A week later, I was the WSUC Conference Champ in the 800, the 1500, and I anchored the winning 4x400.
If you want to test a runner's durability, but them in three events at a local championship, and see if they hold up. If you are afraid of a runner's fragility, do not put them in three events at a local championship. Me? I was laughing when I crossed the finish of the 4x400, winning, laughing, having fun. Nothing hurt. Nothing was sore. I had come out of the pool and the weight room, after months of rehab, as strong as ever.
A week later, I qualified for Nationals in the 800, the 1500, and as the anchor of the 4x400.
The white guys were pissed. Not all of them- Steve Hable was a huge help. If not for Steve, I wonder... I might have given up.
I was qualified for three events at Nationals, but Jon's racism got in the way. He held me back from the 1500 and the 4x400. He simply refused to let me run in all the events I had earned. Laughably, they replaced me in the 4x400 with a white guy who ran the 400 a full five seconds slower than me.
I was so tired of fighting against their racism that, for about five meters of the 800, I quit.
It just gets so hard to have to keep fighting for what you earned, you know?
I ended up in an accidental photo finish for the championship. In real life, I lost it. In real life, Jon Zupanc won.
The animosity from Jon Zupanc and Deb Vercauteren never ended. They still hate me, and they do their best to try to hold me down. This is a fight that has been going on for 40 years.
Deb wanted me lynched for marrying a white girl. Her white girl. I'm serious: if she could have, she would have had me hung. In the 1980s, and even on Jan 1, 1990, Deb was rabidly against the mixing of the races.
I do not care if she has changed since then. Nothing she ever does will change the way I feel about her.
In the early 2000s, which was almost two decades after I ran 3:47.88, Jon Zupanc erased me from the UW Oshkosh record book. Jon simply gave a different runner a fabricated time for 1500 meters. A purely fictional time. And just like, that, he started erasing me.
When white people say I hold a grudge, what they mean is, only white people can hold a grudge.
Track is a sport of definites. Times are measured to the .01 second. Jon Zupanc is the only coach I have ever heard of who has made up a time and called it an official record.

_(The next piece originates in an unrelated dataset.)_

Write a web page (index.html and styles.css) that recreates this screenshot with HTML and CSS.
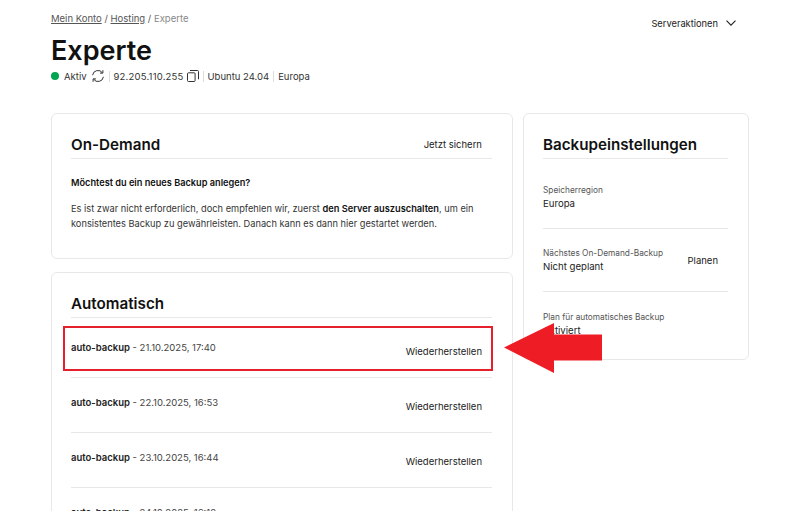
FILE: index.html
```html
<!DOCTYPE html>
<html lang="de">
<head>
<meta charset="utf-8">
<title>Experte</title>
<link rel="stylesheet" href="styles.css">
</head>
<body>
<div class="page">
  <header class="top">
    <div class="top-left">
      <nav class="crumbs"><a>Mein Konto</a> / <a>Hosting</a> / <span class="current">Experte</span></nav>
      <h1 class="title">Experte</h1>
      <div class="status">
        <span class="dot"></span><span>Aktiv</span>
        <svg class="ico-sync" viewBox="0 0 14 14" width="14" height="14" fill="none" stroke="#333" stroke-width="1"><path d="M1.6 6.2A5.4 5.4 0 0 1 11.4 3.8"/><path d="M11.9 1.2v2.9H9"/><path d="M12.4 7.8A5.4 5.4 0 0 1 2.6 10.2"/><path d="M2.1 12.800V9.900H5"/></svg>
        <span class="sep"></span><span class="ip">92.205.110.255</span>
        <svg class="ico-copy" viewBox="0 0 12 12" width="12" height="12" fill="none" stroke="#333" stroke-width="1"><rect x="0.5" y="2.8" width="7.6" height="8.7" rx="1"/><path d="M3 .5h7.500a1 1 0 0 1 1 1v7.800"/></svg>
        <span class="sep"></span><span>Ubuntu 24.04</span>
        <span class="sep"></span><span>Europa</span>
      </div>
    </div>
    <button class="actions">Serveraktionen
      <svg viewBox="0 0 10 6" width="10" height="6" fill="none" stroke="#222" stroke-width="1.1"><path d="M.5.6 5 5.200 9.500.6"/></svg>
    </button>
  </header>

  <main class="columns">
    <div class="col-main">
      <section class="card card-demand">
        <div class="card-head"><h2>On-Demand</h2><a class="link">Jetzt sichern</a></div>
        <p class="question">Möchtest du ein neues Backup anlegen?</p>
        <p class="copy">Es ist zwar nicht erforderlich, doch empfehlen wir, zuerst <b>den Server auszuschalten</b>, um ein konsistentes Backup zu gewährleisten. Danach kann es dann hier gestartet werden.</p>
      </section>
      <section class="card card-auto">
        <div class="card-head"><h2>Automatisch</h2></div>
        <div class="backup"><span><b>auto-backup</b> - 21.10.2025, 17:40</span><a class="link restore">Wiederherstellen</a></div>
        <div class="backup"><span><b>auto-backup</b> - 22.10.2025, 16:53</span><a class="link restore">Wiederherstellen</a></div>
        <div class="backup"><span><b>auto-backup</b> - 23.10.2025, 16:44</span><a class="link restore">Wiederherstellen</a></div>
        <div class="backup"><span><b>auto-backup</b> - 24.10.2025, 16:18</span><a class="link restore">Wiederherstellen</a></div>
      </section>
    </div>
    <aside class="col-side">
      <section class="card card-settings">
        <div class="card-head"><h2>Backupeinstellungen</h2></div>
        <div class="setting setting-first"><div><div class="label">Speicherregion</div><div class="value">Europa</div></div></div>
        <div class="setting"><div><div class="label">Nächstes On-Demand-Backup</div><div class="value">Nicht geplant</div></div><a class="link plan">Planen</a></div>
        <div class="setting"><div><div class="label">Plan für automatisches Backup</div><div class="value">Aktiviert</div></div></div>
      </section>
    </aside>
  </main>
</div>
<div class="mark-box"></div>
<svg class="mark-arrow" viewBox="0 0 98 50" width="98" height="50"><path fill="#ee1c25" d="M0 24.500 50 0V11.500H98V37.500H50V50Z"/></svg>
</body>
</html>
```
FILE: styles.css
```css
* { box-sizing: border-box; }
html, body { margin: 0; height: 511px; overflow: hidden; background: #fff; }
body { font-family: Inter, "Liberation Sans", sans-serif; font-size: 9.5px; color: #222; position: relative; }
.page { padding: 0 51px; width: 800px; }
.top { display: flex; justify-content: space-between; height: 113px; }
.crumbs { padding-top: 12px; line-height: 13px; color: #555; }
.crumbs a { text-decoration: underline; }
.current { color: #888; }
.title { margin: 9px 0 0; font-size: 27px; line-height: 34px; font-weight: 600; color: #111; }
.status { display: flex; align-items: center; gap: 4px; height: 16px; margin-top: 0; color: #333; }
.dot { width: 8px; height: 8px; border-radius: 50%; background: #00a64f; margin-right: 1px; }
.ip { letter-spacing: .2px; }
.ico-copy { margin-left: -1px; }
.sep { width: 1px; height: 11px; background: #ddd; }
.actions { display: flex; align-items: center; gap: 8px; height: 24px; margin: 11px 13px 0 0; padding: 0; border: 0; background: none; font: inherit; font-size: 9.3px; color: #222; }
.columns { display: grid; grid-template-columns: 462px 226px; gap: 10px; align-items: start; }
.col-main { display: flex; flex-direction: column; gap: 13px; }
.card { border: 1px solid #e8e8e8; border-radius: 6px; padding: 0 20px 0 19px; background: #fff; }
.card-head { display: flex; justify-content: space-between; align-items: center; height: 45px; padding-top: 17px; border-bottom: 1px solid #e8e8e8; }
.card-head h2 { margin: 0; font-size: 15.2px; font-weight: 600; color: #111; }
.card-head .link { padding-right: 10px; }
.link { color: #222; }
.card-demand { height: 146px; }
.question { margin: 17px 0 0; font-size: 9.2px; font-weight: 600; line-height: 14px; color: #111; }
.copy { margin: 11px 0 0; font-size: 9.25px; line-height: 15px; color: #333; }
.copy b { font-weight: 600; color: #111; }
.card-auto { height: 300px; }
.backup { display: flex; justify-content: space-between; height: 55px; padding: 18px 10px 0 0; border-bottom: 1px solid #e8e8e8; line-height: 14px; color: #444; }
.backup b { font-weight: 600; color: #222; }
.card-auto .card-head { margin-bottom: 5px; }
.restore { margin-top: 4px; }
.card-settings { height: 247px; }
.setting { display: flex; justify-content: space-between; align-items: center; height: 63px; padding-right: 10px; border-bottom: 1px solid #e8e8e8; }
.setting-first { height: 70px; padding-top: 7px; }
.setting:last-child { border-bottom: 0; }
.label { font-size: 8.3px; line-height: 13px; color: #555; }
.value { font-size: 9.6px; line-height: 13px; color: #222; }
.mark-box { position: absolute; left: 63px; top: 326px; width: 430px; height: 45px; border: 2px solid #e51f2b; }
.mark-arrow { position: absolute; left: 504px; top: 323px; }
```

In the last few weeks, I have been contacted a few times by one of the current UW Oshkosh Track coaches, Eamon McKenna. First he called me. Then he emailed. Then he called again. I believed him when he said he was working to make things better at UWO. He looked into the facts around the fake record. It is way, way too late, but he acknowledged that Jon Zupanc should not have erased the record.
When he told me that the new record holder is a hispanic male, I told him that I didn't care about the race or ethnicity of an athlete. The only thing that matters, in Track, is the finishing time.
When he told me that the new record holder is a gay man who transferred out of UWO because of bigotry, I laughed... because nothing has changed. My heart breaks for the runner who had to leave because of bigotry.
It turns out that, like me, he went to UW Madison to find more acceptance. I hope he found it. I found some, certainly more than at UW Oshkosh. Two men stood out. Neither was born in the US, and both helped me tremendously. The American version of racism and discrimination was, to them, bizarre.
I experienced real racism at UW Oshkosh. I heard the N word an awful lot. Sometimes daily. In-Your-Face racism is fairly easy to deal with. That's the kind you know about, that you can see and hear and feel. The harder part of racism is when you get blindsided, tricked, used, lied to.
At UW Oshkosh, Coach Akin gave me a chance. He and my dad were friends. They had an awful lot in common, and were from the same neck of the woods- New London/Hortonville (I was baptized in Hortonville, which is where Coach Akin was from). My dad and Coach Akin did not have today's language for countering racism. They did not have "diversity, inclusion, opportunity" in their speech. But they knew what was right. They had many, many conversations about how to counter the racism I had to deal with. I love Coach Akin's plan: "Let him run."
I hate Jon Zupanc's plan: "hold him down and let the white boys run."
A few years later, I ran 22:43 for 8k, US National Champ, and fastest 8k of the year, 1990. In those days, the 8k was a super popular, and road racing a lucrative endeavor. A magazine or a newspaper interviewed me, and they asked me, how did I go from running 25:35 in college cross country to 22:43 on the roads? I thought for a second. I remembered Jon's racism. I remembered how, when I moved to Madison, the great Peter Tegen took me on as a special project. I remembered how Noel Harvey showed me how to suffer. Boom, that fast, I said, "Better coaching."
Oh my, when Jon Zupanc read the news, he was pissed.
It makes no difference to me that February is Black History Month. White people keep trying to control the conversation. They are all, like, "we can talk about it in February." ... and then they forget.
Eamon McKenna asked me why I wasn't on the UW Oshkosh Athletic Hall of Fame. He named a few runners who were much, much slower than I was, but on the wall... I mean laughably slower... Then he asked me if, if I was awarded a plaque, or whatever the f*&^, if I would take it. Me? I gave him an honest answer: I told him that, at this point, if they offered it, I would probably stand up and tell them to shove it up their a#*.
The last conversation I had with Jon Zupanc, he left me with this: "you'll catch more flies with honey than with vinegar." What he meant was, "know your place, boy."
The last time I saw Jon Zupanc, about fifteen years ago, I said to him, Know your place, boy.
Know your place, boy.
Note: edited because the white people who control this board need to censor the way people of color speak.